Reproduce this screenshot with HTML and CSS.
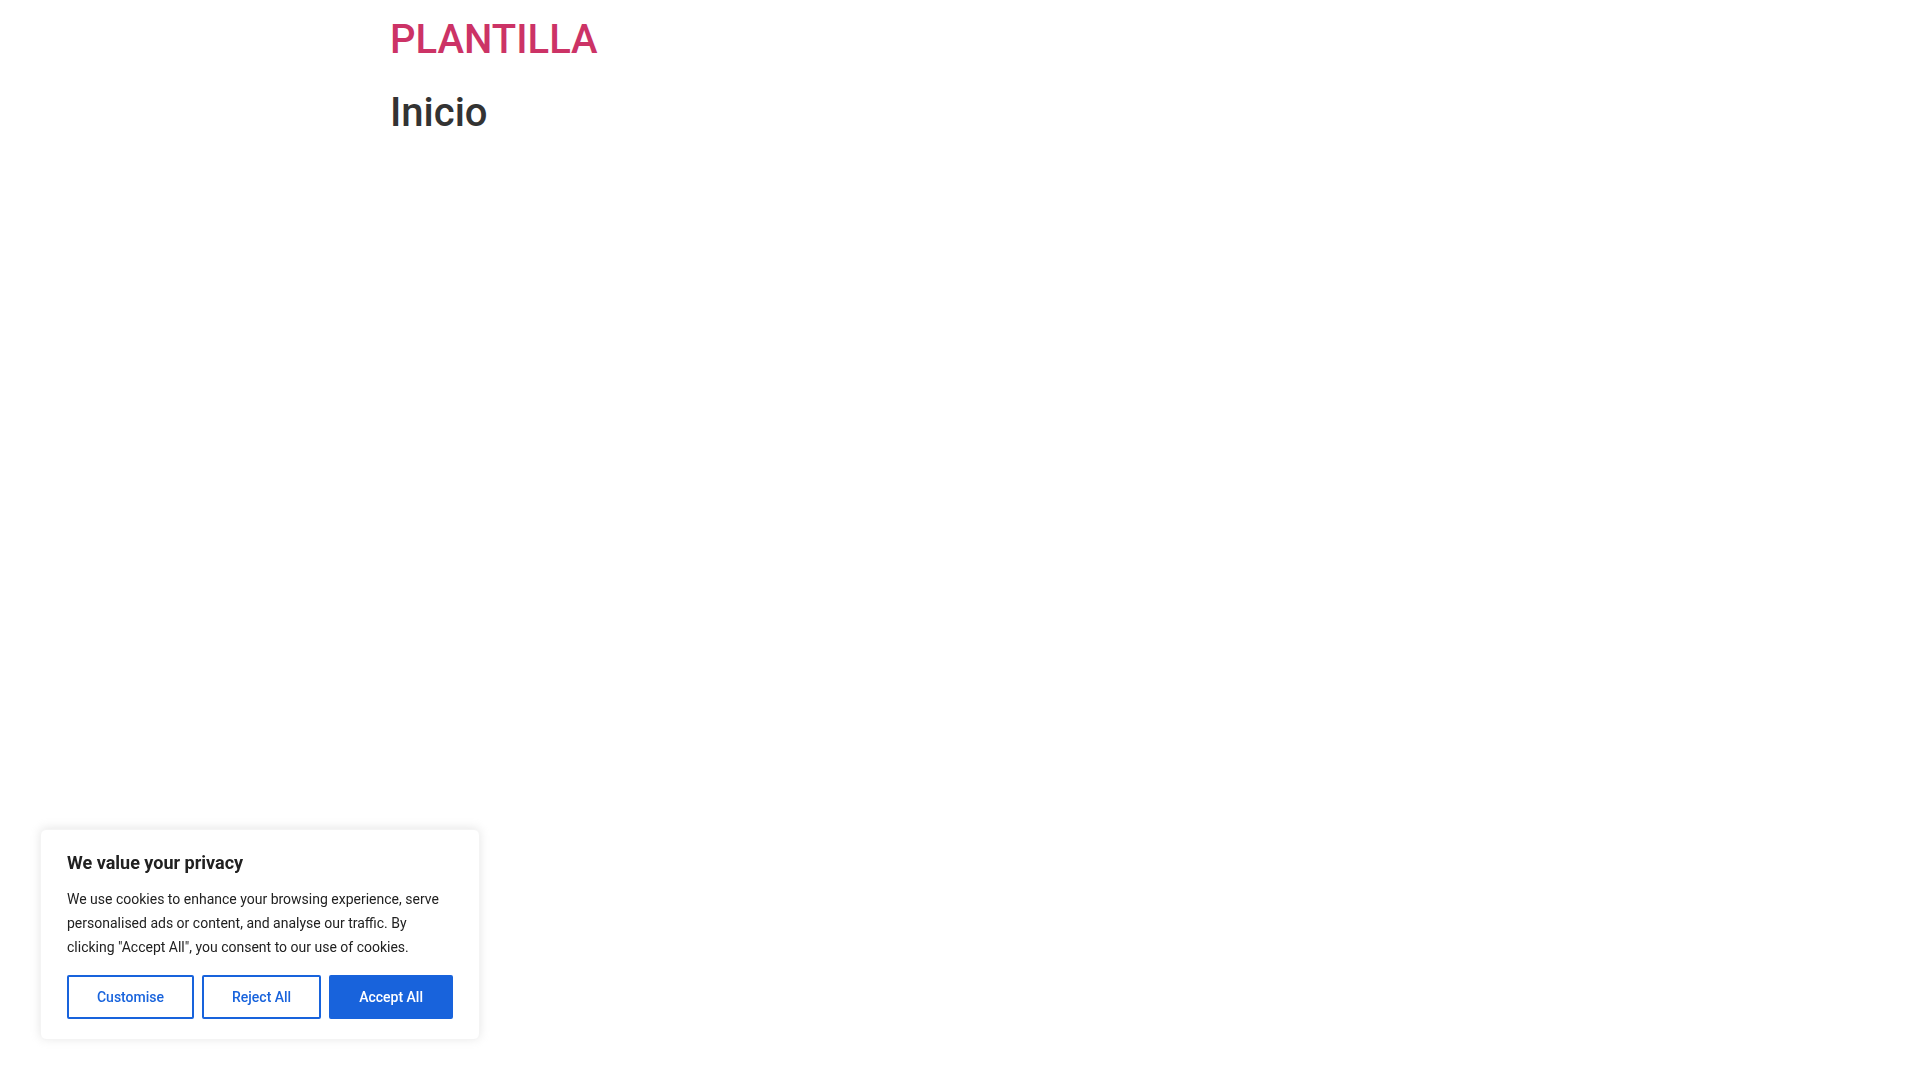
FILE: index.html
```html
<!DOCTYPE html>
<html lang="es">
<head>
<meta charset="utf-8">
<title>Inicio – PLANTILLA</title>
<link rel="stylesheet" href="styles.css">
</head>
<body>
<header class="site-header">
  <div class="site-title"><a href="#" class="site-link">PLANTILLA</a></div>
</header>
<main class="site-main">
  <div class="page-header">
    <h1 class="entry-title">Inicio</h1>
  </div>
</main>

<div class="cky-consent">
  <div class="cky-bar">
    <p class="cky-title">We value your privacy</p>
    <p class="cky-des">We use cookies to enhance your browsing experience, serve personalised ads or content, and analyse our traffic. By clicking "Accept All", you consent to our use of cookies.</p>
    <div class="cky-btns">
      <button class="cky-btn cky-btn-outline">Customise</button>
      <button class="cky-btn cky-btn-outline">Reject All</button>
      <button class="cky-btn cky-btn-accept">Accept All</button>
    </div>
  </div>
</div>
</body>
</html>
```
FILE: styles.css
```css
html, body {
  margin: 0;
  padding: 0;
  background: #fff;
}
body {
  font-family: Roboto, "Liberation Sans", Arial, sans-serif;
  color: #333;
}
.site-header {
  max-width: 1140px;
  margin: 0 auto;
  padding: 16px 0;
  display: flex;
}
.site-title {
  font-size: 40px;
  font-weight: 500;
  line-height: 1.2;
}
.site-link {
  color: #c36;
  text-decoration: none;
}
.site-main {
  max-width: 1140px;
  margin: 0 auto;
}
.entry-title {
  margin: 9px 0 8px;
  font-size: 40px;
  font-weight: 500;
  line-height: 1.2;
  color: #333;
}

.cky-consent {
  position: fixed;
  left: 40px;
  bottom: 40px;
  width: 440px;
  box-sizing: border-box;
  z-index: 10;
}
.cky-bar {
  background: #fff;
  border: 1px solid #f4f4f4;
  border-radius: 6px;
  padding: 20px 26px;
  box-shadow: 0 -1px 10px 0 rgba(172, 171, 171, 0.3);
}
.cky-title {
  margin: 0 0 12px;
  font-size: 18px;
  font-weight: 700;
  line-height: 1.4;
  color: #212121;
}
.cky-des {
  margin: 0;
  font-size: 14px;
  line-height: 24px;
  color: #212121;
}
.cky-btns {
  display: flex;
  flex-wrap: wrap;
  align-items: center;
  gap: 8px;
  margin-top: 16px;
}
.cky-btn {
  flex: auto;
  font-family: inherit;
  font-size: 14px;
  font-weight: 500;
  line-height: 24px;
  padding: 8px;
  border: 2px solid #1863dc;
  border-radius: 2px;
  text-align: center;
  cursor: pointer;
}
.cky-btn-outline {
  background: transparent;
  color: #1863dc;
}
.cky-btn-accept {
  background: #1863dc;
  color: #fff;
}
```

#####

- _What is being asked_: Exactly as written, return every line of the listing, but not the pictures.

- _Exercise output_:
Reproduce this screenshot with HTML and CSS.
FILE: index.html
```html
<!DOCTYPE html>
<html lang="es">
<head>
<meta charset="utf-8">
<title>Inicio – PLANTILLA</title>
<link rel="stylesheet" href="styles.css">
</head>
<body>
<header class="site-header">
  <div class="site-title"><a href="#" class="site-link">PLANTILLA</a></div>
</header>
<main class="site-main">
  <div class="page-header">
    <h1 class="entry-title">Inicio</h1>
  </div>
</main>

<div class="cky-consent">
  <div class="cky-bar">
    <p class="cky-title">We value your privacy</p>
    <p class="cky-des">We use cookies to enhance your browsing experience, serve personalised ads or content, and analyse our traffic. By clicking "Accept All", you consent to our use of cookies.</p>
    <div class="cky-btns">
      <button class="cky-btn cky-btn-outline">Customise</button>
      <button class="cky-btn cky-btn-outline">Reject All</button>
      <button class="cky-btn cky-btn-accept">Accept All</button>
    </div>
  </div>
</div>
</body>
</html>
```
FILE: styles.css
```css
html, body {
  margin: 0;
  padding: 0;
  background: #fff;
}
body {
  font-family: Roboto, "Liberation Sans", Arial, sans-serif;
  color: #333;
}
.site-header {
  max-width: 1140px;
  margin: 0 auto;
  padding: 16px 0;
  display: flex;
}
.site-title {
  font-size: 40px;
  font-weight: 500;
  line-height: 1.2;
}
.site-link {
  color: #c36;
  text-decoration: none;
}
.site-main {
  max-width: 1140px;
  margin: 0 auto;
}
.entry-title {
  margin: 9px 0 8px;
  font-size: 40px;
  font-weight: 500;
  line-height: 1.2;
  color: #333;
}

.cky-consent {
  position: fixed;
  left: 40px;
  bottom: 40px;
  width: 440px;
  box-sizing: border-box;
  z-index: 10;
}
.cky-bar {
  background: #fff;
  border: 1px solid #f4f4f4;
  border-radius: 6px;
  padding: 20px 26px;
  box-shadow: 0 -1px 10px 0 rgba(172, 171, 171, 0.3);
}
.cky-title {
  margin: 0 0 12px;
  font-size: 18px;
  font-weight: 700;
  line-height: 1.4;
  color: #212121;
}
.cky-des {
  margin: 0;
  font-size: 14px;
  line-height: 24px;
  color: #212121;
}
.cky-btns {
  display: flex;
  flex-wrap: wrap;
  align-items: center;
  gap: 8px;
  margin-top: 16px;
}
.cky-btn {
  flex: auto;
  font-family: inherit;
  font-size: 14px;
  font-weight: 500;
  line-height: 24px;
  padding: 8px;
  border: 2px solid #1863dc;
  border-radius: 2px;
  text-align: center;
  cursor: pointer;
}
.cky-btn-outline {
  background: transparent;
  color: #1863dc;
}
.cky-btn-accept {
  background: #1863dc;
  color: #fff;
}
```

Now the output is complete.